Pengemasan Berlebihan dalam E-commerce
Beberapa alasan terjadinya pengemasan berlebihan atau overpackaging dalam industri e-commerce antara lain:
- Kemasan berperan penting dalam komunikasi pemasaran dan membentuk kesan positif bagi konsumen. Menurut riset, 52% konsumen e-commerce akan belanja lagi jika paket diterima dalam kemasan yang baik.
- Pengalaman unboxing menjadi momen penting, sehingga perusahaan perlu memperbaiki pengalaman konsumen melalui kemasan yang fungsional dan estetik.

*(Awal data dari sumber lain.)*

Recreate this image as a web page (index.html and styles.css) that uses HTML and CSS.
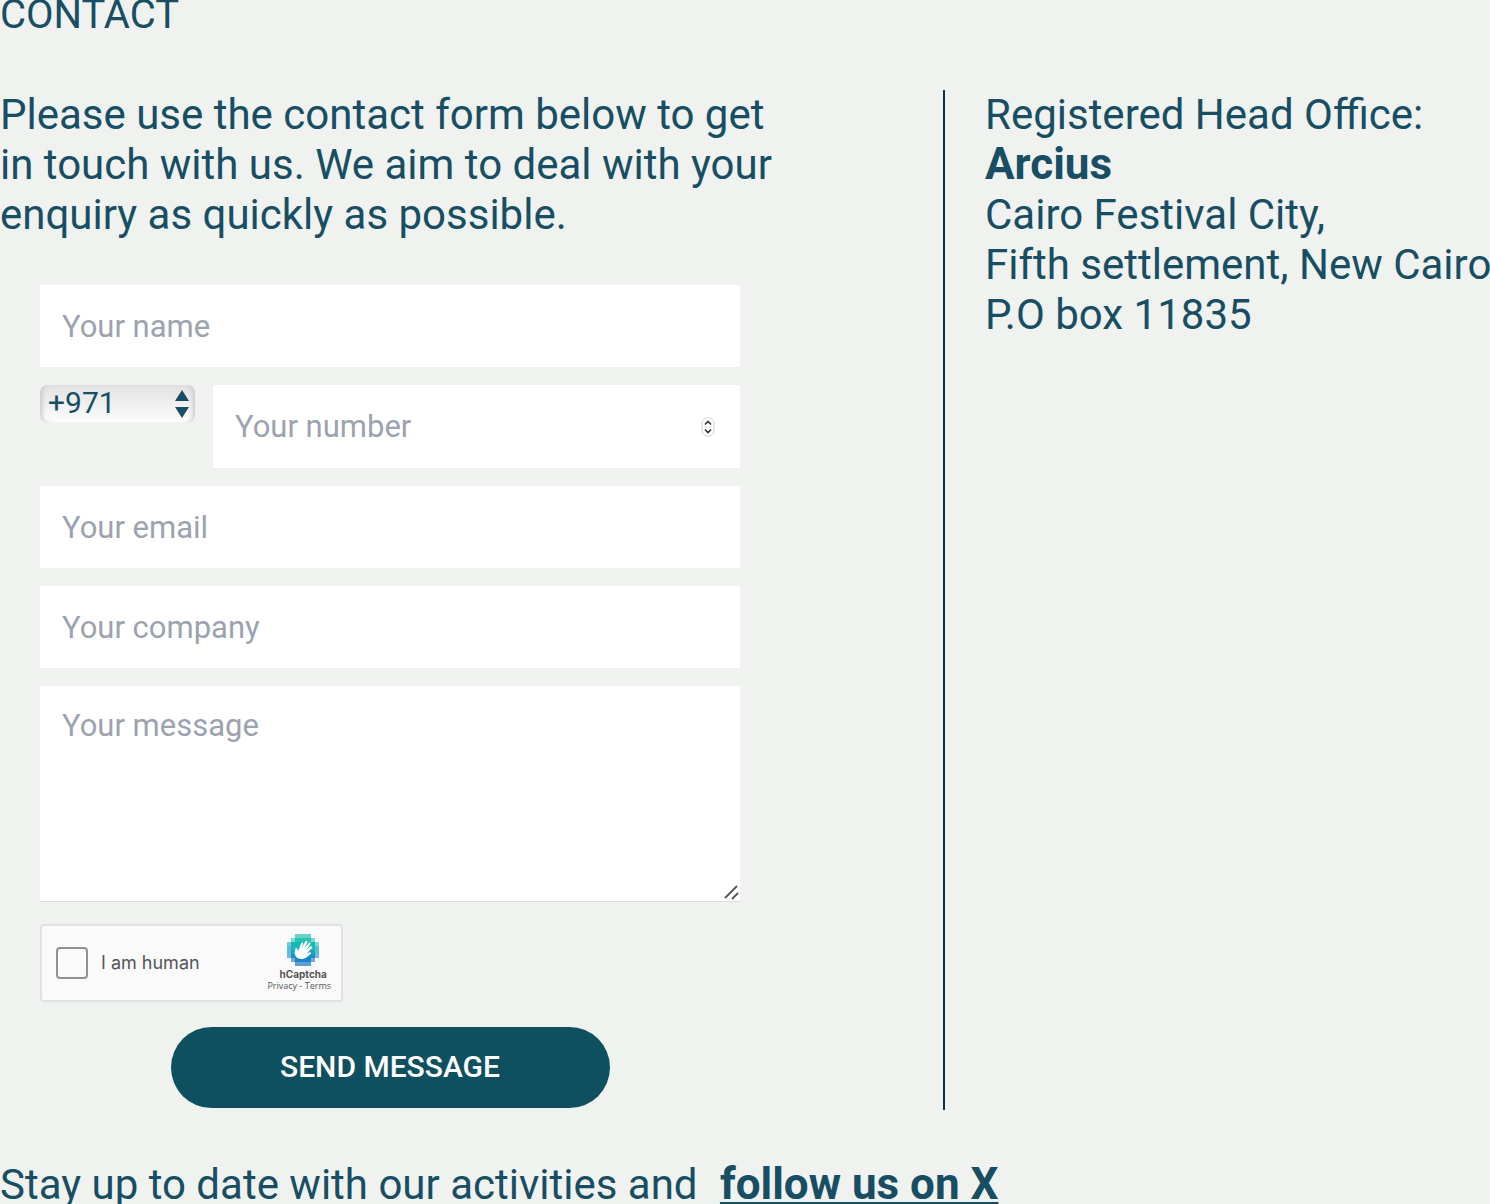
FILE: index.html
```html
<!DOCTYPE html>
<html lang="en">
<head>
  <meta charset="UTF-8">
  <title>Contact</title>
  <meta name="viewport" content="width=device-width, initial-scale=1">
  <link rel="stylesheet" href="styles.css">
</head>
<body>
  <h1>CONTACT</h1>

  <main class="columns">
    <section class="contact">
      <p class="intro">Please use the contact form below to get<br>in touch with us. We aim to deal with your<br>enquiry as quickly as possible.</p>

      <form class="contact-form">
        <input type="text" name="name" placeholder="Your name" aria-label="Your name">

        <div class="phone-row">
          <div class="code">
            <select name="code" aria-label="Country code">
              <option>+971</option>
              <option>+20</option>
            </select>
            <svg class="code-arrows" viewBox="0 0 14 28" aria-hidden="true">
              <path d="M7 0L14 11H0zM0 17H14L7 28z" fill="#174e63"/>
            </svg>
          </div>
          <div class="number">
            <input type="number" name="number" placeholder="Your number" aria-label="Your number">
            <svg class="stepper" viewBox="0 0 14 20" aria-hidden="true">
              <rect x="1" y="1" width="12" height="18" rx="5" fill="#fff" stroke="#d4d4d4"/>
              <path d="M1 10H13" stroke="#e2e2e2"/>
              <path d="M4 7.500L7 4.500L10 7.500M4 12.500L7 15.500L10 12.500" fill="none" stroke="#333" stroke-width="1.600"/>
            </svg>
          </div>
        </div>

        <input type="email" name="email" placeholder="Your email" aria-label="Your email">
        <input type="text" name="company" placeholder="Your company" aria-label="Your company">
        <div class="message">
          <textarea name="message" placeholder="Your message" aria-label="Your message"></textarea>
          <svg class="grip" viewBox="0 0 16 16" aria-hidden="true">
            <path d="M1 14L13 2M8 15L14 9" stroke="#555" stroke-width="1.800"/>
          </svg>
        </div>

        <div class="captcha">
          <input type="checkbox" id="human">
          <label for="human">I am human</label>
          <div class="captcha-brand">
            <svg viewBox="0 0 32 32" aria-hidden="true" shape-rendering="crispEdges">
              <path d="M8 0H24V4H28V8H32V24H28V28H24V32H8V28H4V24H0V8H4V4H8z" fill="#21b5bc"/>
              <path d="M8 0H24V4H8z" fill="#62d6c9"/>
              <path d="M4 4H28V8H4z" fill="#27c2b5"/>
              <path d="M4 4H8V8H4zM24 4H28V8H24zM28 8H32V12H28z" fill="#7cdacf"/>
              <path d="M4 8H28V12H4z" fill="#12b8b2"/>
              <path d="M0 8H4V12H0z" fill="#75ccd2"/>
              <path d="M0 12H4V20H0zM28 12H32V20H28z" fill="#5dbfd3"/>
              <path d="M4 16H28V20H4z" fill="#16a5c4"/>
              <path d="M4 20H28V24H4z" fill="#1891c7"/>
              <path d="M0 20H4V24H0zM28 20H32V24H28z" fill="#75b7df"/>
              <path d="M4 24H28V28H4z" fill="#2085c8"/>
              <path d="M4 24H8V28H4zM24 24H28V28H24z" fill="#73a9dc"/>
              <path d="M8 28H24V32H8z" fill="#5b9fda"/>
              <path shape-rendering="auto" d="M8.500 14.500C9.800 13.500 10.500 15 11.300 17L14 9.500C14.800 7.700 16.700 8.300 16.200 10L14.700 14.300L18.300 7.600C19.400 5.900 21.100 7 20.300 8.600L17 15L21.500 9C22.800 7.500 24.400 8.800 23.300 10.400L19 16.300L23.300 12.600C24.800 11.500 26 13.100 24.700 14.500L19.800 19.500L22.500 18.300C24 17.700 24.700 19.200 23.500 20.200C20 22.500 18.500 25 14.500 25C10 25 7.600 21.700 7.600 18.500z" fill="#fff"/>
            </svg>
            <strong>hCaptcha</strong>
            <small><a href="#">Privacy</a> - <a href="#">Terms</a></small>
          </div>
        </div>

        <button type="submit">SEND MESSAGE</button>
      </form>
    </section>

    <address>
      Registered Head Office:<br>
      <strong>Arcius</strong><br>
      Cairo Festival City,<br>
      Fifth settlement, New Cairo<br>
      P.O box 11835
    </address>
  </main>

  <p class="social">Stay up to date with our activities and <a href="#">follow us on X</a></p>
</body>
</html>
```

FILE: styles.css
```css
:root {
  --ink: #174e63;
  --page: #eff2ef;
}
* {
  box-sizing: border-box;
}
body {
  margin: 0;
  font-family: Roboto, "Liberation Sans", sans-serif;
  font-size: 42px;
  line-height: 50px;
  color: var(--ink);
  background: var(--page);
  overflow-x: hidden;
}
h1 {
  margin: 0 0 60px;
  font-size: 40px;
  font-weight: 400;
  line-height: 30px;
}
p {
  margin: 0;
}
.columns {
  display: grid;
  grid-template-columns: minmax(0, 943fr) minmax(0, 547fr);
}
.intro {
  white-space: nowrap;
}
.contact-form {
  display: flex;
  flex-direction: column;
  gap: 18px;
  max-width: 740px;
  margin-top: 45px;
  padding: 0 0 2px 40px;
}
input, textarea, select, button {
  font: inherit;
  color: inherit;
}
.contact-form input:not([type="checkbox"]),
textarea {
  display: block;
  width: 100%;
  height: 82px;
  padding: 0 22px;
  font-size: 31px;
  line-height: 36px;
  background: #fff;
  border: none;
  border-radius: 0;
}
::placeholder {
  color: #9ca3af;
  opacity: 1;
}
.phone-row {
  display: flex;
  align-items: flex-start;
  gap: 18px;
}
.code {
  position: relative;
  flex: 0 0 155px;
}
select {
  display: block;
  width: 100%;
  height: 38px;
  padding: 0 8px 2px;
  font-size: 30px;
  line-height: 36px;
  appearance: none;
  border: none;
  border-radius: 8px;
  background: linear-gradient(#e2e2e2, #fdfdfd);
  box-shadow: inset 5px 0 5px -3px #c8c8c8, inset -5px 0 5px -3px #c8c8c8;
}
.code-arrows {
  position: absolute;
  top: 5px;
  right: 6px;
  width: 14px;
  height: 28px;
  pointer-events: none;
}
.number {
  position: relative;
  flex: 1;
}
.stepper {
  position: absolute;
  top: 32px;
  right: 25px;
  width: 14px;
  height: 20px;
}
.contact-form .number input {
  height: 83px;
  appearance: textfield;
}
.message {
  position: relative;
}
.contact-form textarea {
  height: 216px;
  padding-top: 22px;
  border-bottom: 1px solid #d9dddb;
  resize: none;
}
.grip {
  position: absolute;
  right: 0;
  bottom: 2px;
  width: 16px;
  height: 16px;
}
.captcha {
  display: flex;
  align-items: center;
  width: 303px;
  height: 78px;
  margin-top: 4px;
  padding: 0 10px 0 14px;
  color: #555;
  background: #fafafa;
  border: 2px solid #dfe2e0;
  border-radius: 4px;
}
.captcha input {
  width: 32px;
  height: 32px;
  margin: 0;
  appearance: none;
  background: #fafafa;
  border: 2px solid #919191;
  border-radius: 4px;
}
.captcha label {
  flex: 1;
  padding-left: 13px;
  font: 18px/24px Inter, sans-serif;
}
.captcha-brand {
  display: flex;
  flex-direction: column;
  align-items: center;
  line-height: 12px;
}
.captcha-brand svg {
  width: 32px;
  height: 32px;
  margin: 0 0 2px 8px;
}
.captcha-brand strong {
  margin-left: 8px;
  font: 700 10px/12px Inter, sans-serif;
}
.captcha-brand small {
  font: 9px/12px "Open Sans", sans-serif;
}
.captcha-brand a {
  color: inherit;
  text-decoration: none;
}
button {
  align-self: center;
  width: 439px;
  height: 81px;
  margin-top: 7px;
  padding: 0 0 2px;
  font-size: 30px;
  font-weight: 500;
  color: #fff;
  background: #0f5060;
  border: none;
  border-radius: 41px;
}
address {
  padding-left: 40px;
  font-style: normal;
  white-space: nowrap;
  border-left: 2px solid #0b3348;
}
address strong, .social a {
  font-size: 44px;
  font-weight: 700;
  line-height: 1;
}
.social {
  margin-top: 50px;
  white-space: nowrap;
}
.social a {
  margin-left: 12px;
  color: inherit;
}
```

- Jumlah konsumen yang berbelanja dari platform internasional meningkat, sehingga diperlukan kemasan berlapis-lapis untuk pengiriman jarak jauh.
- Fasilitas pengembalian barang menambah pemakaian material kemasan dan sampah.
Overpackaging sudah menjadi lumrah, sehingga perlu diperhatikan oleh pembuat kebijakan karena dampak lingkungan dan pemborosan energi serta emisi karbon.
Upaya Solusi untuk Mengurangi Sampah Kemasan Plastik
Penanganan masalah plastik kemasan e-commerce memerlukan keterlibatan pemerintah, perusahaan, dan masyarakat. Beberapa negara melarang jenis plastik tertentu, seperti Taiwan, Korea Selatan, Kanada, dan Spanyol yang melarang penggunaan kemasan PVC. Uni Eropa mengeluarkan PPWR (Packaging and Packaging Waste Regulation) yang membatasi area kosong dalam kotak kemasan maksimum 40%. Spanyol mengenakan pajak pada kemasan yang tidak bisa dipakai ulang. Cina mendorong pengurangan penggunaan kemasan plastik sekali pakai pada 2025 dan menyediakan 10 juta kotak pakai ulang.
Perusahaan perlu berinvestasi dalam inovasi desain dan teknologi untuk efisiensi dan sirkularitas kemasan. Contohnya, perusahaan e-commerce Belanda menggunakan mesin otomatis untuk mengemas barang dengan minimum ruang kosong. Penggunaan material alternatif seperti bioplastik dan karton juga menjadi solusi. Meskipun produksi karton menghasilkan lebih sedikit emisi karbon dibanding plastik, investasi awal tetap menjadi tantangan.
Kesadaran Konsumen dan Tantangan Masa Depan
Kesadaran akan keberlanjutan perlu dipromosikan di tengah konsumen e-commerce yang lebih mengutamakan harga, jumlah, dan waktu pengiriman. Laporan UNCTAD menyebutkan bahwa 66% konsumen Eropa, Amerika Utara, dan Amerika Selatan sadar pentingnya membeli produk dengan kemasan ramah lingkungan. Perusahaan e-commerce mulai memberikan opsi kemasan tambahan dengan biaya tambahan.
Kenyamanan belanja online harus diimbangi dengan kesadaran menjaga lingkungan. Perlu adanya kolaborasi antara pemerintah, perusahaan, dan masyarakat untuk mengurangi dampak lingkungan dari pertumbuhan e-commerce.